NEW YORK — Young blood studies have been focusing on infusing older patients with the blood of their younger and healthier peers. While these transfusions show promise at turning back the clock, a new study finds scientists may be able to do this without using someone else’s blood. Researchers from Columbia University in New York say an anti-inflammatory drug can rejuvenate the system which makes blood — possibly increasing the human lifespan by decades!
“An aging blood system, because it’s a vector for a lot of proteins, cytokines, and cells, has a lot of bad consequences for the organism,” says Emmanuelle Passegué, PhD, director of the Columbia Stem Cell Initiative, in a university release. “A 70-year-old with a 40-year-old blood system could have a longer healthspan, if not a longer lifespan.”
How does the drug make blood young again?
Passegué and graduate student Carl Mitchell discovered the anti-inflammatory drug anakinra, approved for use in rheumatoid arthritis cases, reverses some of the effects of aging on the hematopoietic system. The drug is available under the brand name Kineret.
“These results indicate that such strategies hold promise for maintaining healthier blood production in the elderly,” Mitchell says.

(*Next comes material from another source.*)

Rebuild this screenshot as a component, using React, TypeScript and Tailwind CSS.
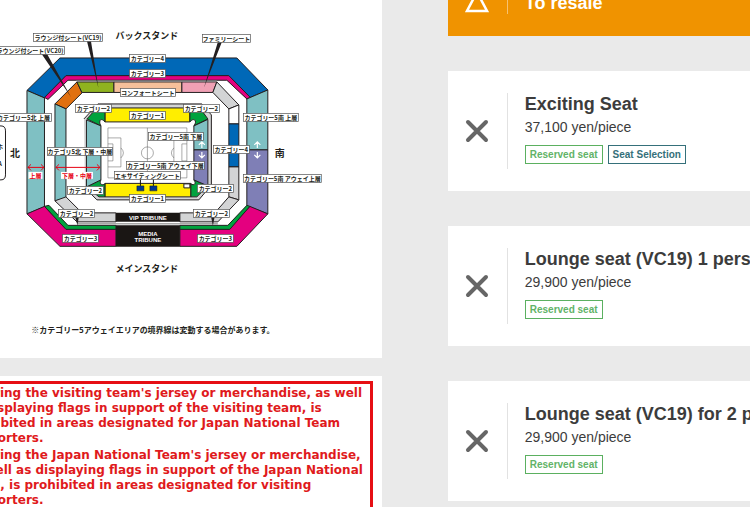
import React from 'react';

type Tag = { text: string; tone: 'green' | 'teal' };

type Seat = { name: string; price: string; tags: Tag[] };

const reserved: Tag = { text: 'Reserved seat', tone: 'green' };

const seats: Seat[] = [
  {
    name: 'Exciting Seat',
    price: '37,100 yen/piece',
    tags: [reserved, { text: 'Seat Selection', tone: 'teal' }],
  },
  { name: 'Lounge seat (VC19) 1 person', price: '29,900 yen/piece', tags: [reserved] },
  { name: 'Lounge seat (VC19) for 2 people', price: '29,900 yen/piece', tags: [reserved] },
];

// x, y, width, text
const labels: [number, number, number, string][] = [
  [33, 33, 70, 'ラウンジ付シート(VC19)'],
  [-5, 46, 70, 'ラウンジ付シート(VC20)'],
  [202, 34, 49, 'ファミリーシート'],
  [129, 54, 37, 'カテゴリー4'],
  [129, 69, 37, 'カテゴリー3'],
  [120, 88, 56, 'コンフォートシート'],
  [75, 104, 37, 'カテゴリー2'],
  [183, 104, 37, 'カテゴリー2'],
  [129, 111, 37, 'カテゴリー1'],
  [-5, 113, 57, 'カテゴリー5北 上層'],
  [243, 113, 56, 'カテゴリー5南 上層'],
  [148, 132, 56, 'カテゴリー5南 下層'],
  [213, 145, 37, 'カテゴリー4'],
  [47, 147, 66, 'カテゴリ5北 下層・中層'],
  [126, 161, 79, 'カテゴリー5南 アウェイ下層'],
  [114, 171, 67, 'エキサイティングシート'],
  [67, 186, 37, 'カテゴリー2'],
  [197, 184, 37, 'カテゴリー2'],
  [129, 194, 37, 'カテゴリー1'],
  [58, 209, 37, 'カテゴリー2'],
  [193, 209, 37, 'カテゴリー2'],
  [62, 234, 37, 'カテゴリー3'],
  [197, 234, 37, 'カテゴリー3'],
  [243, 174, 79, 'カテゴリー5南 アウェイ上層'],
];

function StadiumMap() {
  return (
    <svg
      viewBox="0 0 382 358"
      className="block w-full font-['Noto_Sans_CJK_JP',sans-serif] font-bold"
      role="img"
      aria-label="スタジアム座席図"
    >
      <g stroke="#231f20" strokeWidth="1" strokeLinejoin="round">
        {/* outer ring */}
        <path d="M27 90.5 60 58H237L268 90 247 99 228 76H66L44.5 98Z" fill="#0068b7" />
        <path d="M44.5 97.5 66 75.7H229L250.5 97.5 247 99 227 80.3H68L48 99.5Z" fill="#e4007f" />
        <path d="M27 90.5 44.5 98V207L27 214Z" fill="#7fc0c3" />
        <path d="M268 90 247 99V150H268Z" fill="#7fc0c3" />
        <path d="M247 150H268V214L247 206Z" fill="#7f7fb6" />
        <path d="M27 214 44.5 206.5 66 229H116V246.5H60Z" fill="#e4007f" />
        <path d="M268 214 250 206.5 229 229H180V246.5H237Z" fill="#e4007f" />
        <path d="M44.5 206.5 49 205.5 68 225.5H116V229.5H66Z" fill="#00a33e" />
        <path d="M250 206.5 247 205.5 228 225.5H180V229.5H230Z" fill="#00a33e" />

        {/* middle ring */}
        <path d="M55 104 77 82 82 93 66 109Z" fill="#e07010" />
        <path d="M77 82H114V92.5H82Z" fill="#8fb31f" />
        <path d="M114 82H182V92.5H114Z" fill="#f6c09a" />
        <path d="M182 82H217L213 92.5H182Z" fill="#f0a0b4" />
        <path d="M217 82 239 105 229 109 213 92.5Z" fill="#d3d4d5" />
        <path d="M229 109 239 105V124H229Z" fill="#fff" />
        <path d="M229 124H239V167H229Z" fill="#0068b7" />
        <path d="M229 167H239V200L229 197Z" fill="#d3d4d5" />
        <path d="M239 200 218 222H180V213H215L229 197Z" fill="#d3d4d5" />
        <path d="M55 104 66 109V198L55 201Z" fill="#7fc0c3" />
        <path d="M55 201 66 197 82 213H116V222H77Z" fill="#d3d4d5" />
        <path d="M76 80.8H217M78 224H218" fill="none" stroke="#777" />

        {/* inner ring */}
        <path d="M84 119 98 104H202L211.5 115V185L199 200H97L85 188" fill="#d3d4d5" />
        <path d="M87 119H208V187L197 197H100L87 187Z" fill="#fff" stroke="none" />
        <path d="M105 108H190V122H105Z" fill="#ffee00" />
        <path d="M105 183.5H191V197H105Z" fill="#ffee00" />
        <path d="M87 119 97 108H105V122C101 117 98 121 101 126Z" fill="#00a33e" />
        <path d="M208 119 200 108H190V122C194 117 198 121 194 126Z" fill="#00a33e" />
        <path d="M87 187 101 180C99 184 102 186 105 184V197H99Z" fill="#00a33e" />
        <path d="M208 186 194 180C197 184 194 186 191 184V197H197Z" fill="#00a33e" />
        <path d="M86.5 120 101 126V180L86.5 187Z" fill="#7fc0c3" />
        <path d="M208 119.5 194 126V150H208Z" fill="#7fc0c3" />
        <path d="M194 150H208V186L194 180Z" fill="#7f7fb6" />
        <path d="M184 184H190V188H184Z" fill="#fff" />
      </g>

      {/* pitch */}
      <g fill="none" stroke="#555" strokeWidth="0.5">
        <path d="M108 128H187V178H108ZM147.5 128V178M108 138H121V167H108M108 144H113V161H108M187 138H174V167H187M187 144H182V161H187M121 148Q126 153 121 158M174 148Q169 153 174 158" />
        <circle cx="147.5" cy="153" r="6" />
      </g>
      <path d="M137 186H144V191H137ZM150 186H157V191H150Z" fill="#003894" stroke="#111" strokeWidth="0.5" />
      <path d="M140.5 179V186M153.5 179V186" stroke="#111" />

      {/* press seats */}
      <path d="M116 213H180V222H116ZM116 225.5H180V247H116Z" fill="#1a1614" />
      <g fill="#fff" textAnchor="middle" fontSize="6" fontFamily="Liberation Sans, sans-serif">
        <text x="148" y="220">VIP TRIBUNE</text>
        <text x="148" y="236">MEDIA</text>
        <text x="148" y="242">TRIBUNE</text>
      </g>

      {/* pointers */}
      <path d="M87 41H91L98.5 88ZM41 53 46 52 71 97ZM218 42H222L204 88ZM75 216H79L77.5 226ZM211 216H215L213 226Z" fill="#231f20" />

      {/* tier arrows */}
      <g fill="none" stroke="#e60012" strokeWidth="1">
        <path d="M28 167.5H44M31 164.5 28 167.5 31 170.5M41 164.5 44 167.5 41 170.5" />
        <path d="M56 167.5H100M59 164.5 56 167.5 59 170.5M97 164.5 100 167.5 97 170.5" />
      </g>
      <path
        d="M202 142V148M199 145 202 142 205 145M202 152V158M199 155 202 158 205 155M257.5 142V148M254.5 145 257.5 142 260.5 145M257.5 152V158M254.5 155 257.5 158 260.5 155"
        fill="none"
        stroke="#fff"
        strokeWidth="1.2"
      />

      {labels.map(([x, y, w, text]) => (
        <g key={`${x}-${y}`}>
          <rect x={x + 0.5} y={y + 0.5} width={w - 1} height="8" fill="#fff" stroke="#555" strokeWidth="0.7" />
          <text x={x + w / 2} y={y + 7} textAnchor="middle" fontSize="6" fill="#231f20">
            {text}
          </text>
        </g>
      ))}

      <g textAnchor="middle" fontSize="6" fill="#e60012">
        <rect x="28.5" y="172" width="14" height="7" fill="#fff" />
        <text x="35.5" y="178">上層</text>
        <rect x="61" y="172" width="32" height="7" fill="#fff" />
        <text x="77" y="178">下層・中層</text>
      </g>

      <g fill="#231f20" textAnchor="middle">
        <text x="147" y="39" fontSize="9">バックスタンド</text>
        <text x="147" y="272" fontSize="9">メインスタンド</text>
        <text x="15" y="157" fontSize="10">北</text>
        <text x="280" y="157" fontSize="10">南</text>
        <text x="153" y="333" fontSize="8">※カテゴリー5アウェイエリアの境界線は変動する場合があります。</text>
        <text x="0" y="149" fontSize="6">ホ</text>
        <text x="0" y="166" fontSize="6">A</text>
      </g>
      <path d="M-2 126H1Q5.5 126 5.5 131V175Q5.5 180 1 180H-2" fill="none" stroke="#231f20" />
    </svg>
  );
}

function Notice() {
  return (
    <section className="flex-1 overflow-hidden bg-white pt-[5px] pr-[9px]">
      <div className="h-full border-t-[3px] border-r-[3px] border-[#e60f14] pt-[2px]">
        <div className="-ml-[35px] whitespace-nowrap font-['DejaVu_Sans',Verdana,sans-serif] text-[12px] leading-[15px] font-bold text-[#e01a1c]">
          <p>
            Wearing the visiting team's jersey or merchandise, as well
            <br />
            as displaying flags in support of the visiting team, is
            <br />
            prohibited in areas designated for Japan National Team
            <br />
            supporters.
          </p>
          <p className="mt-0.5">
            Wearing the Japan National Team's jersey or merchandise,
            <br />
            as well as displaying flags in support of the Japan National
            <br />
            Team, is prohibited in areas designated for visiting
            <br />
            supporters.
          </p>
        </div>
      </div>
    </section>
  );
}

function SeatCard({ seat }: { seat: Seat }) {
  return (
    <article className="flex bg-white py-[22px] text-[#3c3c3c]">
      <div className="flex w-[60px] shrink-0 items-center justify-center border-r border-[#e2e2e2]">
        <svg viewBox="0 0 24 24" className="h-6 w-6" aria-label="Sold out">
          <path d="M3 3 21 21M21 3 3 21" stroke="#666" strokeWidth="4" strokeLinecap="round" />
        </svg>
      </div>
      <div className="h-[76px] pl-[17px] whitespace-nowrap">
        <h2 className="text-[18px] leading-[22px] font-bold">{seat.name}</h2>
        <p className="mt-0.5 text-[14px] leading-5">{seat.price}</p>
        <ul className="mt-2 flex gap-[5px]">
          {seat.tags.map((tag) => (
            <li
              key={tag.text}
              className={
                tag.tone === 'green'
                  ? 'border border-[#5bb060] px-1 text-[10px] leading-[17px] font-bold text-[#62b367]'
                  : 'border border-[#35707a] px-1 text-[10px] leading-[17px] font-bold text-[#35707a]'
              }
            >
              {tag.text}
            </li>
          ))}
        </ul>
      </div>
    </article>
  );
}

export default function App() {
  return (
    <main className="flex h-screen overflow-hidden bg-[#eaeaea] font-['Liberation_Sans',Arial,sans-serif]">
      <div className="flex w-[50.9%] shrink-0 flex-col gap-[18px]">
        <section className="bg-white">
          <StadiumMap />
        </section>
        <Notice />
      </div>

      <div className="-mt-[30px] ml-[66px] flex flex-1 flex-col gap-[35px]">
        <a href="#resale" className="flex bg-[#f09300] py-[22px] text-white">
          <span className="flex w-[60px] shrink-0 items-center justify-center border-r border-[#f7c170]">
            <svg viewBox="0 0 24 22" className="h-[22px] w-6" fill="none" aria-hidden="true">
              <path d="M12 0 22 19H2Z" stroke="#fff" strokeWidth="2.5" />
            </svg>
          </span>
          <span className="pl-[17px] text-[18px] leading-[22px] font-bold">To resale</span>
        </a>
        {seats.map((seat) => (
          <SeatCard key={seat.name} seat={seat} />
        ))}
      </div>
    </main>
  );
}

The team found this drug after examining the stem cells which are responsible for creating all the blood in a person’s body. They also analyzed the niches where these special cells reside within bone marrow — the center of a person’s bones.
As a person ages, the hematopoietic stem cells start to change as well. They start producing fewer and fewer red blood cells and immune cells. This can lead to blood conditions like anemia as well as a weakening immune system. These aging blood cells also have more trouble maintaining their genetic structure, which can result in the onset of blood cancer.

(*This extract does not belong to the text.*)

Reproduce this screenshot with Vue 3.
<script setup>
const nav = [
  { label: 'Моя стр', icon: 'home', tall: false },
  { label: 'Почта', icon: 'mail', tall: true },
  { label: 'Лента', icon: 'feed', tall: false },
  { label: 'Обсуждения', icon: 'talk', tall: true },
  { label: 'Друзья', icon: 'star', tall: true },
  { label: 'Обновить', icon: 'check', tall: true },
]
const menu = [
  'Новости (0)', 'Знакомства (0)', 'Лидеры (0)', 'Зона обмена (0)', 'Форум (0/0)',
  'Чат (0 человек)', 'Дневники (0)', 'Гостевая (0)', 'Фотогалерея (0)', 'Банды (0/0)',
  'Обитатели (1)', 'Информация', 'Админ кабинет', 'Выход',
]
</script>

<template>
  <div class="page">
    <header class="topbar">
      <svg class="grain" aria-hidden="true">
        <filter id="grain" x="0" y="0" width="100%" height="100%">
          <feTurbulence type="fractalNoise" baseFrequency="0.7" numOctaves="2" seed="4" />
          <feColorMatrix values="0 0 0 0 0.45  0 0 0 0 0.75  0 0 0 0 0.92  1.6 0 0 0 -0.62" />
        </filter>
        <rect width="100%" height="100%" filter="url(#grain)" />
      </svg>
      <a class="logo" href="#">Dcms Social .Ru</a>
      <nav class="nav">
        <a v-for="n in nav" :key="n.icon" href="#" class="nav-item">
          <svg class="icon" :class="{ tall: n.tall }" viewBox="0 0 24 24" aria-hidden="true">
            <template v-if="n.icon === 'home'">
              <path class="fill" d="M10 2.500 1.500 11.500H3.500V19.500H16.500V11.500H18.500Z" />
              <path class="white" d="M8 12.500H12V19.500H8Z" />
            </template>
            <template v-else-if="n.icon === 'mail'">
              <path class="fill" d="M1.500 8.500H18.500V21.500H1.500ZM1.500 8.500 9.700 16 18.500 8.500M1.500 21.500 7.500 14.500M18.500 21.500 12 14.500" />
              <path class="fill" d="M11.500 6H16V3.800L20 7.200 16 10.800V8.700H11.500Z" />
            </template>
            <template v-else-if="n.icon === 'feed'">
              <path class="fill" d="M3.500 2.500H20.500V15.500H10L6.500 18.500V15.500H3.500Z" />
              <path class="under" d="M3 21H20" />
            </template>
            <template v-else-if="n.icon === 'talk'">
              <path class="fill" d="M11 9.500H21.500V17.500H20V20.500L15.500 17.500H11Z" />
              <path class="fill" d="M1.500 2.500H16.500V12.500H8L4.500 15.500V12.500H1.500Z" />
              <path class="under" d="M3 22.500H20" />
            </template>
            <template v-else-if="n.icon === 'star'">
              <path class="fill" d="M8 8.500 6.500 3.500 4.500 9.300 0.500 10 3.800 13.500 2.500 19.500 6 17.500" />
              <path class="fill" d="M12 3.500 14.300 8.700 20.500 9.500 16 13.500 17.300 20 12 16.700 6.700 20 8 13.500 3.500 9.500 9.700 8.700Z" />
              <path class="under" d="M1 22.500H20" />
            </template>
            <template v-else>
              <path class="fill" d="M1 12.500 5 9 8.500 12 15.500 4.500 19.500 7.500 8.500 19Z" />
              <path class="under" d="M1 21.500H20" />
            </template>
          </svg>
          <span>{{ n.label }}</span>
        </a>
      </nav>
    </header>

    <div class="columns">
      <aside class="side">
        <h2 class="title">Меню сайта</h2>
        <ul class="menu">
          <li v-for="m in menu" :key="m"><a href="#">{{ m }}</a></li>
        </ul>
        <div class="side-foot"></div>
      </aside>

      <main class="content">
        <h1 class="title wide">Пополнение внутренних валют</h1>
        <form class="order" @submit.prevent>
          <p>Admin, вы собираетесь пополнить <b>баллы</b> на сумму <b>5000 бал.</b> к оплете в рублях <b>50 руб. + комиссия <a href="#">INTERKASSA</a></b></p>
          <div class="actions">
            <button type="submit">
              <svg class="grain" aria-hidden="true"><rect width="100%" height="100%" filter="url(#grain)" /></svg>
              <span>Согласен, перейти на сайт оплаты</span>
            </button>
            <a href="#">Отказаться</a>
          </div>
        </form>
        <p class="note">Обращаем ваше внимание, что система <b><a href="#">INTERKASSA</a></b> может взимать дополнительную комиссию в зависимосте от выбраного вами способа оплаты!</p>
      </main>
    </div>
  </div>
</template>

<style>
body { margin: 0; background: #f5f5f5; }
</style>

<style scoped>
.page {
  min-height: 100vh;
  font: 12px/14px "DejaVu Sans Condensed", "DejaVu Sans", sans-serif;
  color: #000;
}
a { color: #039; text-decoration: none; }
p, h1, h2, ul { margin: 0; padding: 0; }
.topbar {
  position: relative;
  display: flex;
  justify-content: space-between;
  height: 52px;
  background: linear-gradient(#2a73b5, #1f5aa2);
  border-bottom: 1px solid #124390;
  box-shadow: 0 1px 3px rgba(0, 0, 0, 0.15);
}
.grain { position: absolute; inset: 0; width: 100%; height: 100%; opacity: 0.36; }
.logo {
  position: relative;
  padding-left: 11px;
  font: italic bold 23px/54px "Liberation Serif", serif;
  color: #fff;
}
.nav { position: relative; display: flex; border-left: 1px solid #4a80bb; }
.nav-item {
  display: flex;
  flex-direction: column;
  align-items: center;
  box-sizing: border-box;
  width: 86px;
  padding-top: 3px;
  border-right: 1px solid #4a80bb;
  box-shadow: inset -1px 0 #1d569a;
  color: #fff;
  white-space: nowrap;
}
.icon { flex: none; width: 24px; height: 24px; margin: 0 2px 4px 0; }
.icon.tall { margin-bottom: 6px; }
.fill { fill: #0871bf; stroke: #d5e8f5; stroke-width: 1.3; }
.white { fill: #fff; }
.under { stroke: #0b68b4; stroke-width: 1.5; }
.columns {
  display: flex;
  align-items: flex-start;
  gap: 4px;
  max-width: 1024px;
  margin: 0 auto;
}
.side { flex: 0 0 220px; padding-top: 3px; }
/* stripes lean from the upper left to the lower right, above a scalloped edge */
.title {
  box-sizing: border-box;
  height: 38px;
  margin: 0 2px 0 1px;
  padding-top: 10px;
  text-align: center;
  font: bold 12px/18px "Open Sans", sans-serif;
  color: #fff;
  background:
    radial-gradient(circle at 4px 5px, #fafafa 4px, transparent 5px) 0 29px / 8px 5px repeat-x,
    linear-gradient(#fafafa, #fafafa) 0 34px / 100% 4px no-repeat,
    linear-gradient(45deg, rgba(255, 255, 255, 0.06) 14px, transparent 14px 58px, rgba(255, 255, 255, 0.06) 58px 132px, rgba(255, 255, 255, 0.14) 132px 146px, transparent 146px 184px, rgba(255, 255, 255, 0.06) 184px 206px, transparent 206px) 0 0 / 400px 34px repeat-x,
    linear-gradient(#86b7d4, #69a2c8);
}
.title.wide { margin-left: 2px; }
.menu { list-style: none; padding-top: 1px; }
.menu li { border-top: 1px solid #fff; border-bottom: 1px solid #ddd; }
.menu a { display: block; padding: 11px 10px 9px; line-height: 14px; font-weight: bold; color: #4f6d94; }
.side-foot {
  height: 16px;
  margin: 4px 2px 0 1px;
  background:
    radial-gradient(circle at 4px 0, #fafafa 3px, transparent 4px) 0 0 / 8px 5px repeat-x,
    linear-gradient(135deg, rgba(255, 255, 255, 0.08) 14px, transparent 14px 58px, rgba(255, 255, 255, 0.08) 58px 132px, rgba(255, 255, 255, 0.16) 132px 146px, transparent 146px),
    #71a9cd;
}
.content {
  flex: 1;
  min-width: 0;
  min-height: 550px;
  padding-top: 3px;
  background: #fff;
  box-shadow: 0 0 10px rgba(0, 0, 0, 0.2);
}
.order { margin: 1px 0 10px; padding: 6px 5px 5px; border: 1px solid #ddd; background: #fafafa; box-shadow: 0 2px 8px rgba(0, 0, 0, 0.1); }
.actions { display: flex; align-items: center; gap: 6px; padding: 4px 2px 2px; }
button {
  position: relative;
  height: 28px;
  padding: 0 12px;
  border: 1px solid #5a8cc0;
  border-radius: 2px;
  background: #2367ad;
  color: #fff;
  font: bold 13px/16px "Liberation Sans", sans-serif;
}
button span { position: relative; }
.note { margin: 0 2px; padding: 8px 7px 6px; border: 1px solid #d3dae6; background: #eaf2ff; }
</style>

Previous attempts at rejuvenating the blood system — through exercise, diet, and even young blood transfusions — all failed in experiments with mice. That’s when Passegué’s team started looking at the bone marrow itself.
“Blood stem cells live in a niche; we thought what happens in this specialized local environment could be a big part of the problem,” Mitchell explains.
Within aging mice, the new study reveals that the environment where the blood-producing stem cells live becomes overwhelmed with inflammation and deteriorates — leading to blood stem cell dysfunction. Results show the damaged bone marrow niche, IL-1B, plays a key role in driving these aging features. However, anakinra is capable of blocking this. Administering the drug returned aging blood to a younger and healthier state.
This could lead to an anti-aging treatment for people over 50
The team discovered even more anti-aging benefits in the blood system and bone marrow after preventing IL-1B from triggering inflammation throughout the animals’ lifespans. The New York team is now studying whether humans would benefit from this same treatment, instead relying on young blood transfusions.
“Treating elderly patients with anti-inflammatory drugs blocking IL-1B function should help with maintaining healthier blood production,” Passegué says, who hopes this study will soon lead to clinical trials.
“We know that bone tissue begins to degrade when people are in their 50s. What happens in middle age? Why does the niche fail first?” Passegué continues. “Only by having a deep molecular understanding will it be possible to identify approaches that can truly delay aging.”
Passegué’s findings are published in the journal Nature Cell Biology.